Laba Anjlok 46%, Shell Pangkas Dividen



Jakarta - Perusahaan minyak dan gas asal Belanda, Royal Dutch Shell mengalami penurunan laba bersih sebesar 46% pada kuartal I akibat anjloknya harga minyak di tengah pandemi virus Corona. Penurunan ini membuat perusahaan mengurangi dividennya.

Laba bersih pada kuartal I-2020 sebesar US$ 2,9 miliar setara Rp 43 triliun (kurs Rp 15.000/ dolar US), turun dibandingkan tahun 2019 dengan laba US$ 5,3 miliar (Rp 79 triliun).
Pihak Shell memutuskan untuk mengurangi dividen kuartal I menjadi US$ 0,16 per saham, turun dari US$ 0,47 pada akhir 2019. Persentase pengurangan sebanyak 66%.
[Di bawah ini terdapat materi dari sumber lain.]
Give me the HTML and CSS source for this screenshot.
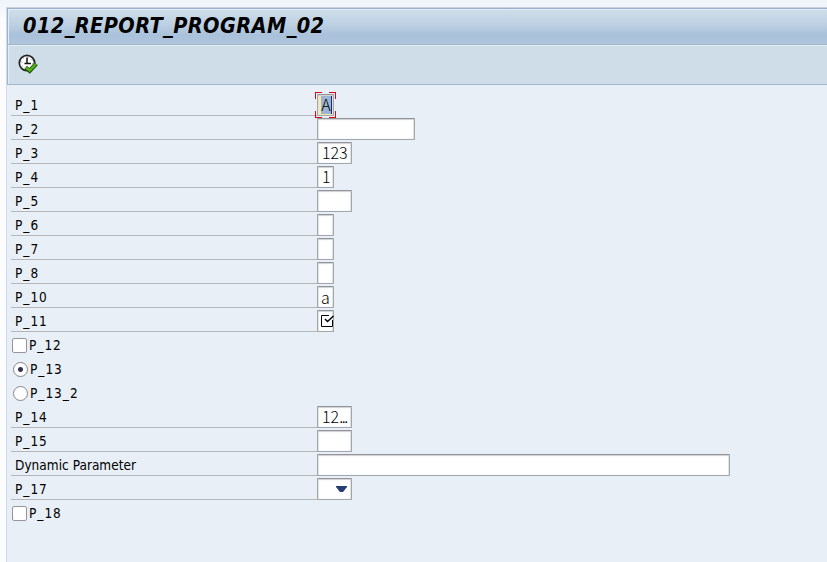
FILE: index.html
```html
<!DOCTYPE html>
<html lang="en">
<head>
<meta charset="utf-8">
<title>012_REPORT_PROGRAM_02</title>
<link rel="stylesheet" href="styles.css">
</head>
<body>
<main class="window">
  <header class="titlebar"><h1 class="title">012_REPORT_PROGRAM_02</h1></header>
  <div class="toolbar">
    <svg class="execute" width="20" height="20" viewBox="0 0 20 20">
      <circle cx="9" cy="9" r="7.7" fill="#fff" stroke="#222" stroke-width="1.7"/>
      <circle cx="9" cy="9" r="6" fill="none" stroke="#777" stroke-width="1" stroke-dasharray="1 3.7"/>
      <path d="M9 3.5V9.5M6.5 9.5H13" fill="none" stroke="#111" stroke-width="1.5"/>
      <path d="M7.5 13.5L11.7 16.8L18.2 9.8" fill="none" stroke="#23550f" stroke-width="4.2"/>
      <path d="M8 13.7L11.7 16.5L17.9 10" fill="none" stroke="#58b51e" stroke-width="2.3"/>
    </svg>
  </div>
  <div class="form">
    <div class="row"><span class="label">P_1</span><span class="field w1 focused"><span class="selected">A</span><i class="corner tl"></i><i class="corner tr"></i><i class="corner bl"></i><i class="corner br"></i></span></div>
    <div class="row"><span class="label">P_2</span><span class="field w10"></span></div>
    <div class="row"><span class="label">P_3</span><span class="field w3">123</span></div>
    <div class="row"><span class="label">P_4</span><span class="field w1">1</span></div>
    <div class="row"><span class="label">P_5</span><span class="field w3"></span></div>
    <div class="row"><span class="label">P_6</span><span class="field w1"></span></div>
    <div class="row"><span class="label">P_7</span><span class="field w1"></span></div>
    <div class="row"><span class="label">P_8</span><span class="field w1"></span></div>
    <div class="row"><span class="label">P_10</span><span class="field w1 lower">a</span></div>
    <div class="row"><span class="label">P_11</span><span class="field w1 required"><svg width="14" height="13" viewBox="0 0 14 13"><path d="M9 1.500H1.500V12.500H12.500V6" fill="none" stroke="#000"/><path d="M5 5L7.500 7.500L13.500 2" fill="none" stroke="#000" stroke-width="1.500"/></svg></span></div>
    <div class="option"><span class="check"></span><span class="caption">P_12</span></div>
    <div class="option"><span class="radio on"></span><span class="caption">P_13</span></div>
    <div class="option"><span class="radio"></span><span class="caption">P_13_2</span></div>
    <div class="row"><span class="label">P_14</span><span class="field w3">12<span class="dots">...</span></span></div>
    <div class="row"><span class="label">P_15</span><span class="field w3"></span></div>
    <div class="row"><span class="label long">Dynamic Parameter</span><span class="field w45"></span></div>
    <div class="row"><span class="label">P_17</span><span class="field w3 dropdown"><svg width="11" height="6" viewBox="0 0 11 6"><path d="M0 0H11V1L7 6H4L0 1Z" fill="#263d73"/></svg></span></div>
    <div class="option"><span class="check"></span><span class="caption">P_18</span></div>
  </div>
</main>
</body>
</html>
```

FILE: styles.css
```css
* { box-sizing: border-box; }
body {
  margin: 0;
  height: 562px;
  overflow: hidden;
  padding: 7px 0 0 6px;
  background: linear-gradient(#f0f3fa, #f3f6fc 8px, #fcfcfe 20px, #fcfdfe);
  font-family: "DejaVu Sans Condensed", "DejaVu Sans", sans-serif;
  font-stretch: condensed;
  font-size: 13.5px;
  letter-spacing: 1px;
  color: #000;
}
.window {
  height: 555px;
  border-left: 1px solid #d0d9e6;
  border-top: 1px solid #c9d2e0;
  background: #e8eff6;
}
.titlebar {
  height: 36px;
  border: solid #9db1cc;
  border-width: 1px 0 0 1px;
  box-shadow: inset 1px 1px #e3edf5;
  background: linear-gradient(#cfdeea, #bdd0e2 45%, #a9c1da 75%, #afc5dc);
  padding-left: 15px;
}
.title {
  margin: 0;
  font-size: 21.5px;
  line-height: 33px;
  font-style: italic;
  font-weight: bold;
  letter-spacing: 0.42px;
  white-space: nowrap;
}
.toolbar {
  height: 41px;
  border: 1px solid #a4b5ce;
  border-right: 0;
  box-shadow: inset 1px 1px #e3edf5;
  background: #cfdde8;
  padding: 9px 0 0 10px;
}
.execute { display: block; }
.form { padding: 7px 0 0 4px; }
.row, .option { height: 24px; display: flex; align-items: flex-end; }
.label {
  width: 306px;
  height: 24px;
  padding-left: 4px;
  line-height: 26px;
  border-bottom: 1px solid #b3b7bc;
  white-space: nowrap;
}
.long { letter-spacing: 0.03px; }
.field {
  position: relative;
  height: 22px;
  padding-left: 4px;
  border: 1px solid #a3a6ab;
  border-top-color: #929499;
  border-radius: 1px;
  box-shadow: inset 0 1px 1px #d0d1d4, inset 1px 0 1px #e2e3e5, inset -1px 0 1px #e2e3e5;
  background: #fff;
  font: 300 16px/18px "Noto Sans CJK KR", sans-serif;
  letter-spacing: 0;
  white-space: nowrap;
}
.w1 { width: 17px; }
.w3 { width: 35px; }
.w10 { width: 98px; }
.w45 { width: 413px; }
.lower { padding-left: 3px; line-height: 20px; }
.dots { letter-spacing: -1.5px; }
.focused { background: #faeb9e; padding: 1px 0 0 3px; }
.selected {
  display: block;
  width: 11px;
  height: 18px;
  line-height: 17px;
  text-align: center;
  background: #9cb3d3;
  border-right: 1px solid #142d75;
}
.corner { position: absolute; width: 7px; height: 7px; border: 0 solid #d90913; }
.tl { left: -3px; top: -3px; border-width: 1px 0 0 1px; }
.tr { right: -3px; top: -3px; border-width: 1px 1px 0 0; }
.bl { left: -3px; bottom: -3px; border-width: 0 0 1px 1px; }
.br { right: -3px; bottom: -3px; border-width: 0 1px 1px 0; }
.required { padding: 3px 0 0 2px; }
.required svg { display: block; }
.dropdown { padding: 7px 0 0 18px; }
.dropdown svg { display: block; }
.option { align-items: center; padding: 3px 0 0 1px; gap: 2px; }
.caption { line-height: 18px; padding-bottom: 2px; }
.check {
  width: 15px;
  height: 15px;
  border: 1px solid #94969a;
  border-radius: 2px;
  background: #fff;
}
.radio {
  width: 15px;
  height: 15px;
  margin-left: 1px;
  border: 1px solid #85888d;
  border-radius: 50%;
  background: #fff;
}
.on { background: radial-gradient(circle, #30344e 2px, #fff 3px); }
```
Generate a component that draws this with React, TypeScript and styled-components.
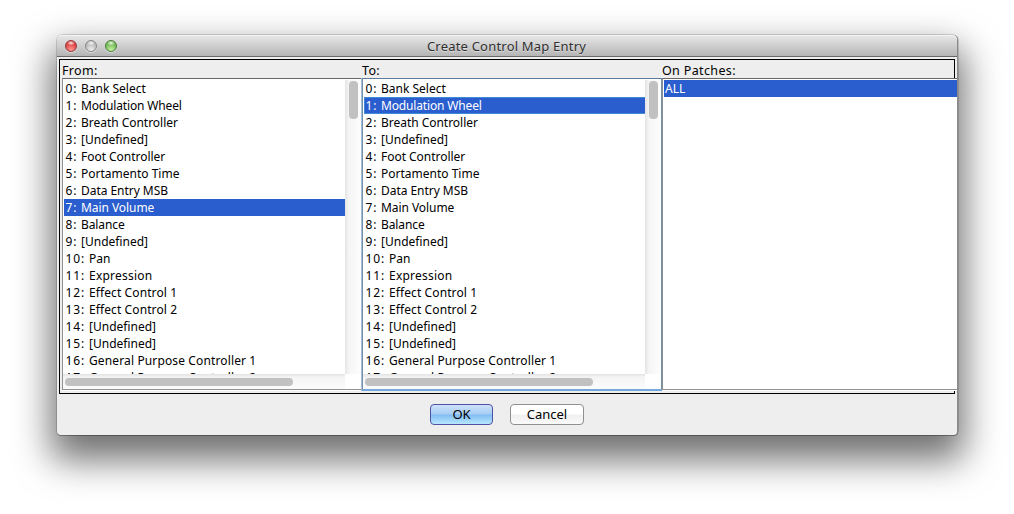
import React from "react";
import styled, { createGlobalStyle, css } from "styled-components";

const Global = createGlobalStyle`
  * { box-sizing: border-box; }
  html, body { margin: 0; background: #fff; overflow: hidden; }
  body { font-family: "Noto Sans", "Open Sans", sans-serif; font-size: 12px; color: #000; }
`;

const Desktop = styled.main`
  width: 1014px;
  height: 514px;
  padding: 35px 56px 0 57px;
`;

const Window = styled.section`
  width: 901px;
  height: 400px;
  display: flex;
  flex-direction: column;
  background: #eee;
  border-right: 1px solid #8a8a8a;
  border-radius: 5px 5px 4px 4px;
  box-shadow: 0 0 0 0.5px rgba(0, 0, 0, 0.3), 0 1px 0 rgba(0, 0, 0, 0.2), 0 19px 36px 6px rgba(0, 0, 0, 0.56);
`;

const TitleBar = styled.header`
  position: relative;
  flex: none;
  height: 22px;
  display: flex;
  align-items: center;
  justify-content: center;
  border-radius: 5px 5px 0 0;
  border-top: 1px solid #f4f4f4;
  border-bottom: 1px solid #686868;
  background: linear-gradient(#e6e6e6, #b5b5b5);
`;

const Title = styled.h1`
  margin: 0 1px 0 0;
  font-size: 13px;
  line-height: 18px;
  font-weight: 400;
  letter-spacing: 0.2px;
  color: #303030;
  text-shadow: 0 1px 0 rgba(255, 255, 255, 0.45);
`;

const Lights = styled.div`
  position: absolute;
  left: 8px;
  top: 4px;
  display: flex;
  gap: 8px;
`;

const Light = styled.i<{ $edge: string; $mid: string; $glow: string }>`
  width: 12px;
  height: 12px;
  border-radius: 50%;
  border: 1px solid ${(p) => p.$edge};
  background: radial-gradient(ellipse 4px 2.5px at 50% 20%, rgba(255, 255, 255, 0.9), transparent),
    radial-gradient(circle 7px at 50% 90%, ${(p) => p.$glow}, ${(p) => p.$mid});
  box-shadow: 0 1px 0 rgba(255, 255, 255, 0.5);
`;

const Frame = styled.div`
  flex: none;
  width: 896px;
  height: 335px;
  margin: 2px 0 0 2px;
  padding: 1px 0 0 2px;
  border: 1px solid #000;
  display: flex;
`;

const Column = styled.div<{ $width: number }>`
  flex: none;
  width: ${(p) => p.$width}px;
`;

const Label = styled.div`
  height: 17px;
  line-height: 19px;
  font-size: 12.5px;
  letter-spacing: 0.36px;
  white-space: nowrap;
`;

const ListBox = styled.div<{ $focused?: boolean; $open?: boolean }>`
  height: ${(p) => (p.$focused ? 313 : 312)}px;
  display: grid;
  grid-template-columns: minmax(0, 1fr) ${(p) => (p.$open ? "0" : p.$focused ? "16px" : "17px")};
  grid-template-rows: minmax(0, 1fr) ${(p) => (p.$open ? "0" : "15px")};
  background: #fff;
  border: 1px solid #929292;
  border-top-color: #666;
  ${(p) => !p.$focused && css`border-right: 0;`}
  ${(p) => p.$open && css`border-left-color: #8b8f94;`}
  ${(p) => !p.$focused && css`box-shadow: 0 1px #fff;`}
  ${(p) =>
    p.$focused &&
    css`
      border: 1px solid #7590ab;
      border-top-color: #587d9e;
      border-bottom: 2px solid #76a9db;
      box-shadow: -1px 0 #a3bdd6;
    `}
`;

const Rows = styled.ul`
  list-style: none;
  margin: 0;
  padding: 1px 0 0 1px;
  overflow: hidden;
`;

const Row = styled.li<{ $selected?: boolean; $focus?: boolean }>`
  height: 17px;
  padding-left: 1px;
  display: flex;
  line-height: 18px;
  white-space: nowrap;
  ${(p) => p.$selected && css`background: #2a5dcd; color: #fff;`}
  ${(p) => p.$focus && css`box-shadow: inset 0 1px #4089d6, inset 0 -1px #4089d6, inset 1px 0 #4089d6;`}
`;

const Index = styled.span<{ $digits: number }>`
  flex: none;
  width: ${(p) => 8 + p.$digits * 8}px;
  padding-left: 0.4px;
  letter-spacing: 0.9px;
`;

const Name = styled.span<{ $tracking: number }>`
  letter-spacing: ${(p) => p.$tracking}px;
`;

const VTrack = styled.div`
  margin-top: 1px;
  padding: 1px 0 0 3.5px;
  background: linear-gradient(90deg, #e4e4e4, #f5f5f5 4px, #fcfcfc 14px, #fff);
`;

const HTrack = styled.div`
  padding: 4px 0 0 2px;
  background: linear-gradient(#e2e2e2, #f4f4f4 3px, #fbfbfb);
`;

const Thumb = styled.div<{ $w: number; $h: number }>`
  width: ${(p) => p.$w}px;
  height: ${(p) => p.$h}px;
  border-radius: 4px;
  background: #c1c1c1;
`;

const Footer = styled.footer`
  display: flex;
  justify-content: center;
  gap: 17px;
  padding: 10px 0 0 0;
`;

const Button = styled.button<{ $primary?: boolean }>`
  width: ${(p) => (p.$primary ? 63 : 74)}px;
  height: 21px;
  padding: 0;
  border: 1px solid #909090;
  border-radius: 4px;
  font: 13px/17px "Noto Sans", sans-serif;
  color: #000;
  background: linear-gradient(#fff 0 48%, #f0f0f0 52%, #fafafa);
  ${(p) =>
    p.$primary &&
    css`
      border-color: #5052a4;
      background: linear-gradient(#cfe2f9 0, #a6cdf5 48%, #81bdf3 52%, #b8e7ff);
    `}
`;

const controllers: [name: string, tracking: number][] = [
  ["Bank Select", 0],
  ["Modulation Wheel", -0.15],
  ["Breath Controller", -0.03],
  ["[Undefined]", 0],
  ["Foot Controller", -0.03],
  ["Portamento Time", 0],
  ["Data Entry MSB", -0.04],
  ["Main Volume", -0.06],
  ["Balance", -0.1],
  ["[Undefined]", 0],
  ["Pan", -0.05],
  ["Expression", 0.23],
  ["Effect Control 1", 0.1],
  ["Effect Control 2", 0.1],
  ["[Undefined]", 0],
  ["[Undefined]", 0],
  ["General Purpose Controller 1", 0.13],
  ["General Purpose Controller 2", 0.13],
];

function ControllerList({ label, selected, focused }: { label: string; selected: number; focused?: boolean }) {
  return (
    <Column $width={300}>
      <Label>{label}</Label>
      <ListBox $focused={focused}>
        <Rows>
          {controllers.map(([name, tracking], i) => (
            <Row key={i} $selected={i === selected} $focus={focused && i === selected}>
              <Index $digits={String(i).length}>{i}:</Index>
              <Name $tracking={tracking}>{name}</Name>
            </Row>
          ))}
        </Rows>
        <VTrack>
          <Thumb $w={9} $h={38} />
        </VTrack>
        <HTrack>
          <Thumb $w={228} $h={8} />
        </HTrack>
      </ListBox>
    </Column>
  );
}

export default function App() {
  return (
    <>
      <Global />
      <Desktop>
        <Window>
          <TitleBar>
            <Lights>
              <Light $edge="#943c3c" $mid="#dc3d3e" $glow="#ff9a94" />
              <Light $edge="#888" $mid="#b8b8b8" $glow="#eee" />
              <Light $edge="#4d7c3c" $mid="#6eb653" $glow="#c6f3a5" />
            </Lights>
            <Title>Create Control Map Entry</Title>
          </TitleBar>
          <Frame>
            <ControllerList label="From:" selected={7} />
            <ControllerList label="To:" selected={1} focused />
            <Column $width={295}>
              <Label>On Patches:</Label>
              <ListBox $open>
                <Rows>
                  <Row $selected>ALL</Row>
                </Rows>
              </ListBox>
            </Column>
          </Frame>
          <Footer>
            <Button $primary>OK</Button>
            <Button>Cancel</Button>
          </Footer>
        </Window>
      </Desktop>
    </>
  );
}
"Kepentingan pemegang saham sangatlah penting bagi kami. Namun mengingat virus Corona menyebabkan ketidakpastian di sektor migas, harga komoditas turun, volatilitas tinggi, prospek permintaan pun tidak pasti, sehingga turut mempengaruhi jatah para pemegang saham," kata Chad Holliday, Komisaris Royal Dutch Shell. Dikutip dari CNBC, Kamis (30/4/2020).

Saham Shell telah jatuh lebih dari 34% sejak awal tahun.

Pekan lalu, Equinor Norwegia menjadi perusahaan minyak pertama yang memotong dividennya tahun ini. Hal tersebut menimbulkan kekhawatiran bahwa raksasa migas lainnya akan menyusul.

British Petroleum (BP) melaporkan laba bersih kuartal pertama turun 67% dibandingkan periode tahun lalu. Penurunan ini akibat dari krisis virus Corona yang menyebabkan harga minyak anjlok.

Investor sekarang akan mengawasi perusahaan migas AS Chevron dan Exxon Mobil, yang keduanya akan merilis hasil Jumat (1/5/2020).

Jatuhnya laba bersih para perusahaan migas sebagai dampak dari harga minyak yang anjlok ke angka minus pekan lalu. Puncaknya, ketika harga minyak patokan Amerika Serikat (AS) West Texas Intermediate (WTI) berada dalam nilai negatif US$ -37,6 per barel. Hingga menjadikan harga minus terparah dalam sejarah perdagangan minyak dunia.